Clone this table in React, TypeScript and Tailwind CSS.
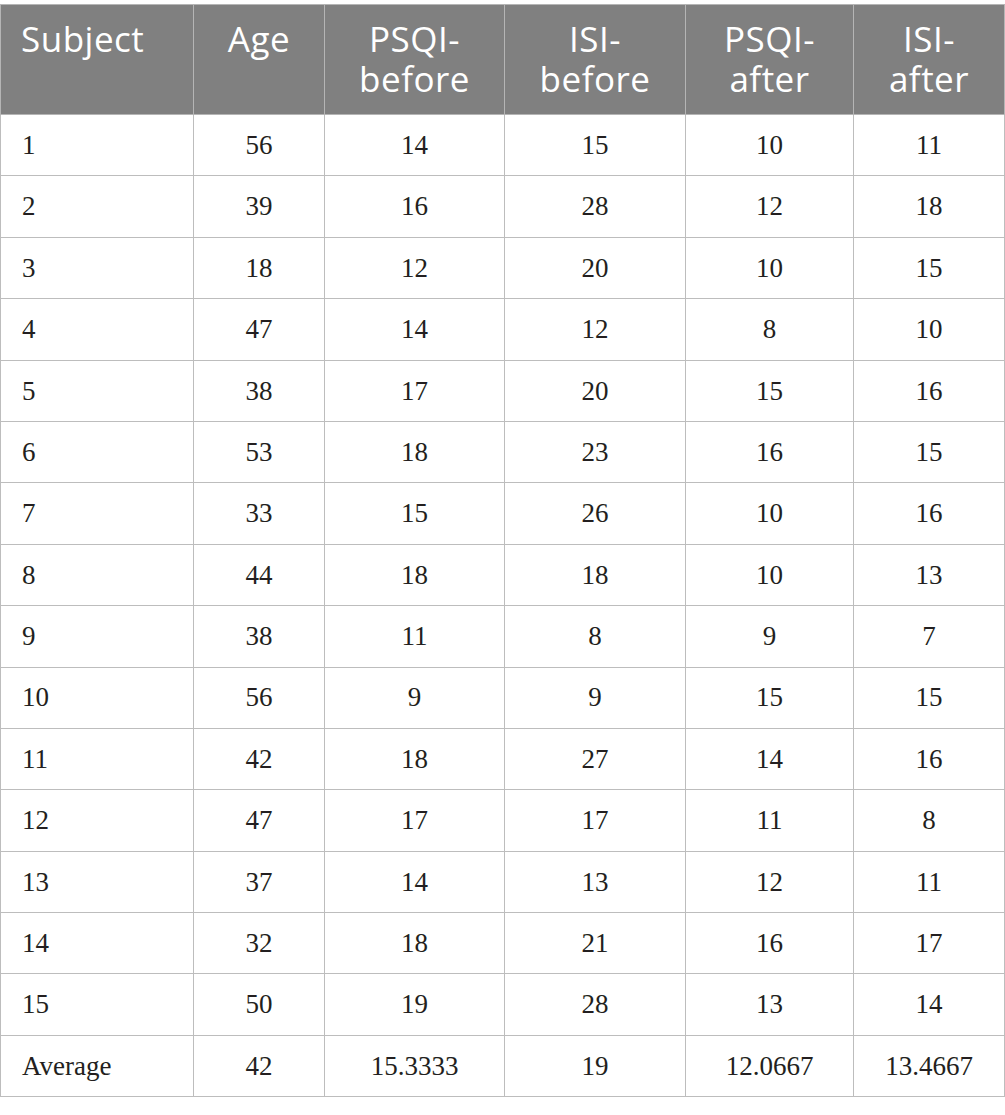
const columns = [
  { label: ["Subject"], width: "w-[193px]" },
  { label: ["Age"], width: "w-[131px]" },
  { label: ["PSQI-", "before"], width: "w-[180px]" },
  { label: ["ISI-", "before"], width: "w-[181px]" },
  { label: ["PSQI-", "after"], width: "w-[168px]" },
  { label: ["ISI-", "after"], width: "w-[151px]" },
];

const rows: string[][] = [
  ["1", "56", "14", "15", "10", "11"],
  ["2", "39", "16", "28", "12", "18"],
  ["3", "18", "12", "20", "10", "15"],
  ["4", "47", "14", "12", "8", "10"],
  ["5", "38", "17", "20", "15", "16"],
  ["6", "53", "18", "23", "16", "15"],
  ["7", "33", "15", "26", "10", "16"],
  ["8", "44", "18", "18", "10", "13"],
  ["9", "38", "11", "8", "9", "7"],
  ["10", "56", "9", "9", "15", "15"],
  ["11", "42", "18", "27", "14", "16"],
  ["12", "47", "17", "17", "11", "8"],
  ["13", "37", "14", "13", "12", "11"],
  ["14", "32", "18", "21", "16", "17"],
  ["15", "50", "19", "28", "13", "14"],
  ["Average", "42", "15.3333", "19", "12.0667", "13.4667"],
];

export default function App() {
  return (
    <div className="bg-white w-[1005px] min-h-[1115px] pt-[4px]">
      <table className="table-fixed border-collapse w-[1004px] border border-[#bdbdbd]">
        <thead>
          <tr className="bg-[#808080]">
            {columns.map((col, i) => (
              <th
                key={i}
                className={`${col.width} h-[110px] align-top pt-[14px] border border-[#b5b5b5] font-normal text-white text-[35px] tracking-[0.5px] leading-[40px] font-['Open_Sans',sans-serif] ${
                  i === 0 ? "text-left pl-[20px]" : "text-center"
                }`}
              >
                {col.label.map((line, j) => (
                  <div key={j}>{line}</div>
                ))}
              </th>
            ))}
          </tr>
        </thead>
        <tbody>
          {rows.map((row, r) => (
            <tr key={r} className="h-[61.4px]">
              {row.map((cell, c) => (
                <td
                  key={c}
                  className={`border border-[#bdbdbd] text-[27px] text-[#231f20] font-['Liberation_Serif',serif] align-middle ${
                    c === 0 ? "text-left pl-[21px]" : "text-center"
                  }`}
                >
                  {cell}
                </td>
              ))}
            </tr>
          ))}
        </tbody>
      </table>
    </div>
  );
}
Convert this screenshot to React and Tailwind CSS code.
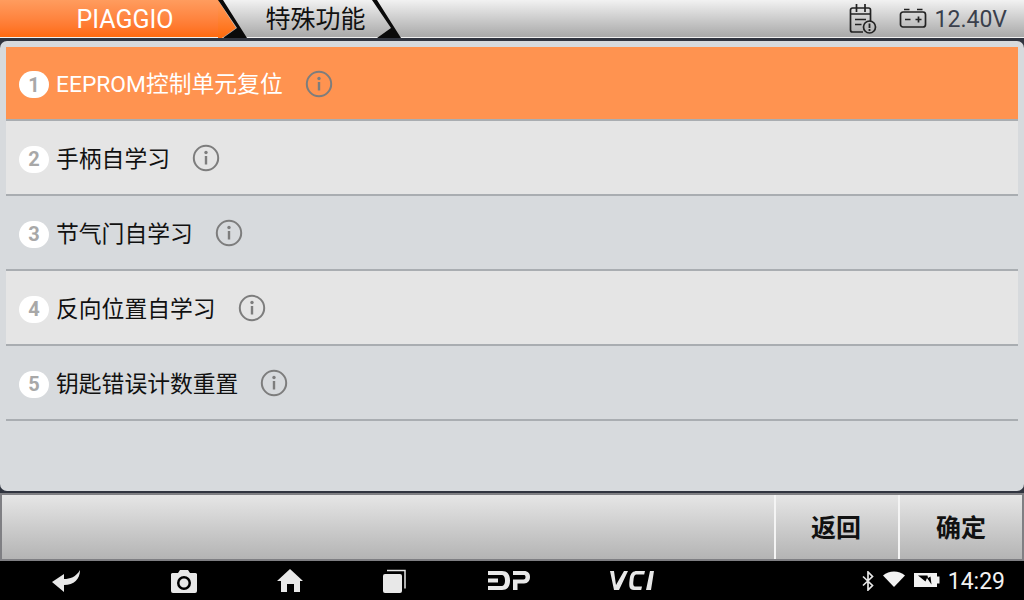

EXERCISE AIM:
Omit the pictures and restate the rest of the records verbatim.

RESPONSE:
Clone this table in React, TypeScript and Tailwind CSS.
const columns = [
  { label: ["Subject"], width: "w-[193px]" },
  { label: ["Age"], width: "w-[131px]" },
  { label: ["PSQI-", "before"], width: "w-[180px]" },
  { label: ["ISI-", "before"], width: "w-[181px]" },
  { label: ["PSQI-", "after"], width: "w-[168px]" },
  { label: ["ISI-", "after"], width: "w-[151px]" },
];

const rows: string[][] = [
  ["1", "56", "14", "15", "10", "11"],
  ["2", "39", "16", "28", "12", "18"],
  ["3", "18", "12", "20", "10", "15"],
  ["4", "47", "14", "12", "8", "10"],
  ["5", "38", "17", "20", "15", "16"],
  ["6", "53", "18", "23", "16", "15"],
  ["7", "33", "15", "26", "10", "16"],
  ["8", "44", "18", "18", "10", "13"],
  ["9", "38", "11", "8", "9", "7"],
  ["10", "56", "9", "9", "15", "15"],
  ["11", "42", "18", "27", "14", "16"],
  ["12", "47", "17", "17", "11", "8"],
  ["13", "37", "14", "13", "12", "11"],
  ["14", "32", "18", "21", "16", "17"],
  ["15", "50", "19", "28", "13", "14"],
  ["Average", "42", "15.3333", "19", "12.0667", "13.4667"],
];

export default function App() {
  return (
    <div className="bg-white w-[1005px] min-h-[1115px] pt-[4px]">
      <table className="table-fixed border-collapse w-[1004px] border border-[#bdbdbd]">
        <thead>
          <tr className="bg-[#808080]">
            {columns.map((col, i) => (
              <th
                key={i}
                className={`${col.width} h-[110px] align-top pt-[14px] border border-[#b5b5b5] font-normal text-white text-[35px] tracking-[0.5px] leading-[40px] font-['Open_Sans',sans-serif] ${
                  i === 0 ? "text-left pl-[20px]" : "text-center"
                }`}
              >
                {col.label.map((line, j) => (
                  <div key={j}>{line}</div>
                ))}
              </th>
            ))}
          </tr>
        </thead>
        <tbody>
          {rows.map((row, r) => (
            <tr key={r} className="h-[61.4px]">
              {row.map((cell, c) => (
                <td
                  key={c}
                  className={`border border-[#bdbdbd] text-[27px] text-[#231f20] font-['Liberation_Serif',serif] align-middle ${
                    c === 0 ? "text-left pl-[21px]" : "text-center"
                  }`}
                >
                  {cell}
                </td>
              ))}
            </tr>
          ))}
        </tbody>
      </table>
    </div>
  );
}
Convert this screenshot to React and Tailwind CSS code.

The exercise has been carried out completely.